- Education: University of Edinburgh
- Occupation(s): Linguist Professor
- Notable work: Presupposition and Assertion in Dynamic Semantics

= David Beaver =

American linguist and philosopher

David Ian Beaver is a professor of linguistics and philosophy at the University of Texas at Austin, where he also directs the cognitive science program and serves as Graduate Studies Advisor of the Human Dimensions of Organizations Master's program.
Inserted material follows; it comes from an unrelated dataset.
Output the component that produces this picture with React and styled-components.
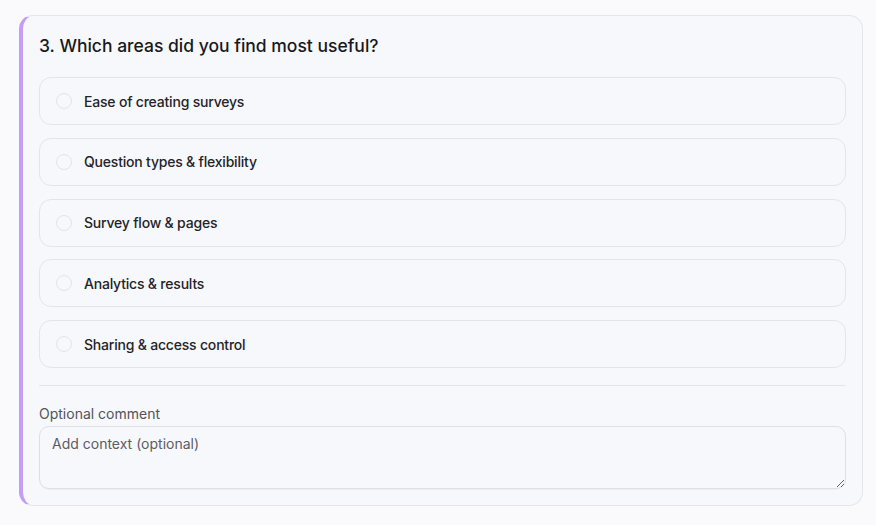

His work concerns the semantics and pragmatics of natural language, including, in particular, research on presupposition, anaphora, topic and focus.

==Education and career==

Beaver received a B.Sc. in 1988 from the Departments of Physics and Philosophy at the University of Bristol, an M.Sc. in 1989 from the Department of Artificial Intelligence at the University of Edinburgh, and a Ph.D. in 1995 from the Centre for Cognitive Science also at the University of Edinburgh, where his principal advisor was Ewan Klein and his secondary advisor was Robin Cooper.
Beaver was an assistant professor (1997–2005) and an associate professor (2005–2007) at Stanford University before he was hired as an associate professor by the University of Texas at Austin in 2007. Beaver was promoted to full professor by UT Austin in 2011.

== Research ==

In addition to his work in formal semantics and pragmatics, Beaver contributes to research on the social dimensions of language use, a topic of quite general interest as evidenced by a 29 October 2011 New York Times op-ed by Ben Zimmer, which discusses Beaver's work on sentiment in Arab Spring tweets.

== Honors ==

Beaver's 2013 paper "Toward a taxonomy of projective content," coauthored with Judith Tonhauser, Craige Roberts, and Mandy Simons, won the 2013 Best Paper in Language Award from the Linguistic Society of America.

== Books ==

- Beaver, David. 2001. Presupposition and Assertion in Dynamic Semantics. Stanford: CSLI Publications.
- Beaver, David and Brady Clark. 2008. Sense and Sensitivity: How Focus Determines Meaning. Oxford: Blackwell.